Labour has done an excellent job of engaging significant parts of the sector in recent times. I know quite a few really great people who have been involved in discussions with the shadow education team. They all felt that the politicians understood which bits of the current set-up were best left alone, which needed tweaking, and which should be overhauled.

But listening to Keir Starmer’s speech and looking at the mission document, it’s pretty clear that while Labour has been talking to the right people, it hasn’t necessarily been listening.

It’s also clear who is in charge of education policy, and it’s not Bridget Phillipson but Peter Hyman, Starmer’s senior adviser.

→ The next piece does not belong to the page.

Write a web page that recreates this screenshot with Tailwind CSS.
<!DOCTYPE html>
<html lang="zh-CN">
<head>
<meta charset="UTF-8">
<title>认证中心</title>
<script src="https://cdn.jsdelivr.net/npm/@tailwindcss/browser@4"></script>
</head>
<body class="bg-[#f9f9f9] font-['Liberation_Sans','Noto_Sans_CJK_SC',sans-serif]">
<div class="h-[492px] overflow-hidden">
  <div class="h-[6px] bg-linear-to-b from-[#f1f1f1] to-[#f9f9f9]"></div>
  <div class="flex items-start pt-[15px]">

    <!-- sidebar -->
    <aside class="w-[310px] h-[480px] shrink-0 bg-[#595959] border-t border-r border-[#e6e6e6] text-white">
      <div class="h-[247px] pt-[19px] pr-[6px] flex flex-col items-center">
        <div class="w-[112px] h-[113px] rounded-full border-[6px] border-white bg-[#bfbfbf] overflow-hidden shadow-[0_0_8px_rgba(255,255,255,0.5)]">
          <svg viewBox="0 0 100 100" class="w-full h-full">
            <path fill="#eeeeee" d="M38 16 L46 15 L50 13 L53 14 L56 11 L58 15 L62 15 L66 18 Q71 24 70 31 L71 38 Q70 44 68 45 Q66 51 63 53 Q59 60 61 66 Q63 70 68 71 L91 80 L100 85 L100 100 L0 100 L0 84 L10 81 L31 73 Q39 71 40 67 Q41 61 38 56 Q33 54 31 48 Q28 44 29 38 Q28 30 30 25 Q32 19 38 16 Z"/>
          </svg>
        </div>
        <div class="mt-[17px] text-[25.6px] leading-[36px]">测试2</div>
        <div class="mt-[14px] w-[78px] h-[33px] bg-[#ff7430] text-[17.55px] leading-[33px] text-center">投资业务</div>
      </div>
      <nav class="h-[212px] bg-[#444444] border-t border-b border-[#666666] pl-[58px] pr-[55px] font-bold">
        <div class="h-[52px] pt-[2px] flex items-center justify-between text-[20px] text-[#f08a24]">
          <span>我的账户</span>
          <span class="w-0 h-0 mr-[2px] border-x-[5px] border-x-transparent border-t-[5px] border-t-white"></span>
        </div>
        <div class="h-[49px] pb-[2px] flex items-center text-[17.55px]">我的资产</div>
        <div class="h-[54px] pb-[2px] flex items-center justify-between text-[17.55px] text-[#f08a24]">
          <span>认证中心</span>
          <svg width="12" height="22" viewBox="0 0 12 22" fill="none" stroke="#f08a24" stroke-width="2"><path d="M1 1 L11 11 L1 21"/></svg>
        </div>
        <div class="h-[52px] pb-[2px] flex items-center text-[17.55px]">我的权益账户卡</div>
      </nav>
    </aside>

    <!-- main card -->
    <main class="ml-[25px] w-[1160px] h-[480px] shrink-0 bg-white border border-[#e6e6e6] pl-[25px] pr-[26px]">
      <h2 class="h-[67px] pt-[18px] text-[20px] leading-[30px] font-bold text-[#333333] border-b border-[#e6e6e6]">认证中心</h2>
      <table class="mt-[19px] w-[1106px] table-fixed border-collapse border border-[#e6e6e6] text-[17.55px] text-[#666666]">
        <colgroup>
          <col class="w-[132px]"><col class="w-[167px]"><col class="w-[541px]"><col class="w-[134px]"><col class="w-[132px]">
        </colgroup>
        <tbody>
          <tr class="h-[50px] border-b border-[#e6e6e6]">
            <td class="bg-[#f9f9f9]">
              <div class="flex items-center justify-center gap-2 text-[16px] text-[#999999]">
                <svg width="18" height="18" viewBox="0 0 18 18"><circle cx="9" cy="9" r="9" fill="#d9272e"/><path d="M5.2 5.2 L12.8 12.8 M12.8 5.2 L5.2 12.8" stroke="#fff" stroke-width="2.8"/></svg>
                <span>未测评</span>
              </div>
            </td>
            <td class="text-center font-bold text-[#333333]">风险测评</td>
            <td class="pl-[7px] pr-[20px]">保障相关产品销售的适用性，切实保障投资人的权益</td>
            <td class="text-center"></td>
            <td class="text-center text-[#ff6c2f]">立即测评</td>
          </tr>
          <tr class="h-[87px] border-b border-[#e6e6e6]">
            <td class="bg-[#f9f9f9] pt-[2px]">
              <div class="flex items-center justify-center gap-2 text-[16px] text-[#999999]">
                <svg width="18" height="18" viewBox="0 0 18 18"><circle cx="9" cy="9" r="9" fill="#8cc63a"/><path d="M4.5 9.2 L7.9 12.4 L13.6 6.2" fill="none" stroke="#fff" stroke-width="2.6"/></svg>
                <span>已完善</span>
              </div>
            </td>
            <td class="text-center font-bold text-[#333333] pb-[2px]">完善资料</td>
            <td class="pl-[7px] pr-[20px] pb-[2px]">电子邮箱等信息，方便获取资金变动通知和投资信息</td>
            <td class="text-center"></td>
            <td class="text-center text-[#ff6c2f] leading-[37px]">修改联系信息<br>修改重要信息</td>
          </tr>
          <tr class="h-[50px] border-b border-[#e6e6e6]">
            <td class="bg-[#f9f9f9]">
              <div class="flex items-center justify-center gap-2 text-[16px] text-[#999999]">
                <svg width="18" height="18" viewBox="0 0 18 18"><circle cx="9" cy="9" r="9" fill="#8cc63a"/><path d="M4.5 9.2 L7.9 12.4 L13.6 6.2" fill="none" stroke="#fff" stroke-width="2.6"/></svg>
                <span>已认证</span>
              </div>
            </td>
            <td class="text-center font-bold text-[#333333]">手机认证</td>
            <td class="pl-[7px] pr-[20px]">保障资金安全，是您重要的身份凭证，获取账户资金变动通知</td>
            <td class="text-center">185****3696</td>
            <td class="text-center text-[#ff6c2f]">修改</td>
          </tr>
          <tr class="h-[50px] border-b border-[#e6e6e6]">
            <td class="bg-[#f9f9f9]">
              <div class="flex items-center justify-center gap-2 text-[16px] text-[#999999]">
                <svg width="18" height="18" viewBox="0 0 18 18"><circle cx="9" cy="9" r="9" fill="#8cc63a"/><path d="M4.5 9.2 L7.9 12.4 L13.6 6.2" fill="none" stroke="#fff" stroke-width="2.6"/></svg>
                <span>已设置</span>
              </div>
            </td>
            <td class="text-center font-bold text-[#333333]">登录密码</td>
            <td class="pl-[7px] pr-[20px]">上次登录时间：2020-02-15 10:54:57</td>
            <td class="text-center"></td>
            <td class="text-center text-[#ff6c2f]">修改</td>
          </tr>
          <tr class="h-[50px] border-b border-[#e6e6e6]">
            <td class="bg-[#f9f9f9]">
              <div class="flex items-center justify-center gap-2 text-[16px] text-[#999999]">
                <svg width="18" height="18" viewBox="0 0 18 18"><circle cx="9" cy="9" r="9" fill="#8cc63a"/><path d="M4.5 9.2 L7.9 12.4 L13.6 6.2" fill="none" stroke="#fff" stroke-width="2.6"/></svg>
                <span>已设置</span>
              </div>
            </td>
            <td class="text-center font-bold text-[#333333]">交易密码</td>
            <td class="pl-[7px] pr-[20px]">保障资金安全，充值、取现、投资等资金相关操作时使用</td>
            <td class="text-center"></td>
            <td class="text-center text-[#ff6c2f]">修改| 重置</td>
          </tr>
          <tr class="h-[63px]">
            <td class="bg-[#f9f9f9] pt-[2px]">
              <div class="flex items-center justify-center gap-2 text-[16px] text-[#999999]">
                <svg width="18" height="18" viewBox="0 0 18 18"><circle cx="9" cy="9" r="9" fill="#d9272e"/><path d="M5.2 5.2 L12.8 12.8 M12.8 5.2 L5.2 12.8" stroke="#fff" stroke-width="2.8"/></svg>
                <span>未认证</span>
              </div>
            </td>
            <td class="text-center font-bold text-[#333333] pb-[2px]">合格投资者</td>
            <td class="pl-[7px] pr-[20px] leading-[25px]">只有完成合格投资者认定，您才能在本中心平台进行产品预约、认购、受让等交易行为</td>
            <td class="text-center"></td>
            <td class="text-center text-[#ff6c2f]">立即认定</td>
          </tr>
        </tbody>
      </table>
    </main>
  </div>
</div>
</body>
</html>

Hyman is one of my heroes. I have a very different view to him as to what makes a great education, and the part schools play in this. But he left the Westminster bubble to work on the front line. He also put his metaphorical money where his mouth is and opened School 21, a free school built on the things he believed. That takes guts, and he’ll have my eternal respect for it.

As he’s taken the time to write books, organise commissions, and open a school, we’ve got a good idea as to what he thinks about stuff. And yesterday’s announcements bear all the hallmarks of that thinking.

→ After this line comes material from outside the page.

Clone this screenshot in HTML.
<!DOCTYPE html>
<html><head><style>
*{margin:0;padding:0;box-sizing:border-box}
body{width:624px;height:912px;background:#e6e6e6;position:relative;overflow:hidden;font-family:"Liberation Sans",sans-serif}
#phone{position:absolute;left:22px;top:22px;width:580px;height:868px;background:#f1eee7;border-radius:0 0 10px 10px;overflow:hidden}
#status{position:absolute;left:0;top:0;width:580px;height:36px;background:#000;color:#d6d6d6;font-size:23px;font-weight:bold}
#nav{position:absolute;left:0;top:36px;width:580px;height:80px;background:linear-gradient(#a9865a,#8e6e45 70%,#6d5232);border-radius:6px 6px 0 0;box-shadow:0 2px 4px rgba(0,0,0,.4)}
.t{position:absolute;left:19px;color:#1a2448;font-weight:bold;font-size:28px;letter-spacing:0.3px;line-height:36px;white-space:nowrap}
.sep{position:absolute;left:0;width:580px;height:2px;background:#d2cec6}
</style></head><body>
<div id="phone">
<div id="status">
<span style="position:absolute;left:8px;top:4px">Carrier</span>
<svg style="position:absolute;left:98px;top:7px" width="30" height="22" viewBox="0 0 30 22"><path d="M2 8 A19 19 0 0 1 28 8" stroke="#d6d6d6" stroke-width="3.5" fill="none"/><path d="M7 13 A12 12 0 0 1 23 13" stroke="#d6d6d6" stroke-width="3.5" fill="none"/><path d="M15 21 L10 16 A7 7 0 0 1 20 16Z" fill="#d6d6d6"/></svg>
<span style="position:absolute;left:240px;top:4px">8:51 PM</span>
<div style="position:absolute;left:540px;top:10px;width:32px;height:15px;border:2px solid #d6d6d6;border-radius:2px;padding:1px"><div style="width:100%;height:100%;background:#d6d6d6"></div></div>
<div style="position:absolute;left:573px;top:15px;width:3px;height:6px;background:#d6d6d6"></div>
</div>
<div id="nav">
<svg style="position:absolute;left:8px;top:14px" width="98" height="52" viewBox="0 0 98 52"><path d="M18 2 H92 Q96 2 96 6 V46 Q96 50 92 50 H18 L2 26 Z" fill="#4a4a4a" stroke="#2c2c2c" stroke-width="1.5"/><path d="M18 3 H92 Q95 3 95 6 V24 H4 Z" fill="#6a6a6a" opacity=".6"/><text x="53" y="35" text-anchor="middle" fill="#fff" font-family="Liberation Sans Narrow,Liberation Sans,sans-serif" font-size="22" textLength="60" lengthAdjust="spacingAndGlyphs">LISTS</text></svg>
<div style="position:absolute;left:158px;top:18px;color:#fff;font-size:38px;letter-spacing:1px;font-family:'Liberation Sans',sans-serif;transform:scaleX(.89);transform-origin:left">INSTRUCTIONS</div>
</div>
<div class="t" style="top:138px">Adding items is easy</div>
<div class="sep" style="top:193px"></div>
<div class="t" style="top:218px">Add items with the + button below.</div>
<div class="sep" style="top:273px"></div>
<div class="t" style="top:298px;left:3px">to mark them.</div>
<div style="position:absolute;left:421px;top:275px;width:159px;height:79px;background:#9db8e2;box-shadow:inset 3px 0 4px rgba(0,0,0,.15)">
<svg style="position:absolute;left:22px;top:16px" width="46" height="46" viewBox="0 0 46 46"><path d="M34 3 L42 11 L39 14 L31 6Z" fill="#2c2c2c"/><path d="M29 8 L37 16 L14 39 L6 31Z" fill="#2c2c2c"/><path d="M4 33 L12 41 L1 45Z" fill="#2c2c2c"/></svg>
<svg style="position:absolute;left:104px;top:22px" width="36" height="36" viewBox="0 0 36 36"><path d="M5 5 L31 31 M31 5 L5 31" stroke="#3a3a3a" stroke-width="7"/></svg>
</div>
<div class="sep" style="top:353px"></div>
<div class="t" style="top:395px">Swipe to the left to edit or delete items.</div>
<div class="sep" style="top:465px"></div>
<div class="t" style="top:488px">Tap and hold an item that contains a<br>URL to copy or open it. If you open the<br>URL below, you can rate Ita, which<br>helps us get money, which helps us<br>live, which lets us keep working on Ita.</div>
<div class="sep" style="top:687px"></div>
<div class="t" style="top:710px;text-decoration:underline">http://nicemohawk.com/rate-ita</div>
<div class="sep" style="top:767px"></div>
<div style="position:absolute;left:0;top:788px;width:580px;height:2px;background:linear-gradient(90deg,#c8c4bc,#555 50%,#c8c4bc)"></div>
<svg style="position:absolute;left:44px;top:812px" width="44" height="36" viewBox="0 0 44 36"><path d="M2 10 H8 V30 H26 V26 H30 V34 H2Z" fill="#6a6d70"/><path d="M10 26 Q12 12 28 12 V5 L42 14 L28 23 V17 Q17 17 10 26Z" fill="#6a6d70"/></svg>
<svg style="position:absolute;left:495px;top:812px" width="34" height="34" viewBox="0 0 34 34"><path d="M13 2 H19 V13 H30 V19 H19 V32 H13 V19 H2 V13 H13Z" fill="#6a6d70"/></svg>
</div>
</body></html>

Hence we have a focus on ‘oracy’, something which Hyman has long championed as key to unleashing children’s creativity and potential. Hence too the dry-sounding but hugely consequential Curriculum and Assessment Review – he literally set up a ‘commission’ to make the case for reforms that undo all of those of the last decade and effectively scrap GCSEs as we know them.

This review will overhaul the National Curriculum and how kids are tested. Already you can hear the sound of every campaign and interest group licking their lips at the prospect of getting their pet cause included, especially as one of the review’s principles is ‘a curriculum that reflects the issues and diversities of our society, ensuring every child is represented’. If you thought schools were already pretty ‘woke’ in what they taught kids, you ain’t seen nothing yet.

Educational publishers and other hangers on will also be excited at the prospect of schools having to buy a load more textbooks and resources to deliver the new National Curriculum, especially as Labour has also confirmed that ALL schools will have to follow it, unlike now where academies (around half of schools) can do their own thing.

So in key regards we now know who’s in charge of education policy, and therefore what to expect if Labour gets into power. Some of it is pretty ‘meh’, and some of it, like the curriculum and assessment review, could be pretty damaging.

However, what’s really striking is how incredibly vague the party’s commitment are, even this far into Starmer’s leadership.

  • ‘Recruit over 6,500 new teachers to fill vacancies and skills gaps across the profession’ – sounds amazing. How though?
  • ‘Labour will put specialist mental health professionals in schools’ and ‘introduce 1:1 mentors for children in Pupil Referral Units’ – where will they find and train these staff? 
  • ‘Delivering new childcare places’ – again, sounds great. But beyond ‘remove legislative barriers to local authorities opening new childcare provision’, there are no details. (By the way, councils aren’t exactly sloshing in the cash needed to do this. And these are the most expensive types of provision to run, and they require graduate nursery teachers to staff, of which there already aren’t enough…)

If I was still a teacher and this mission was work from one of my pupils, I’d probably give it a B for effort and C overall. Nice ideas, but they need more evidence and explanation.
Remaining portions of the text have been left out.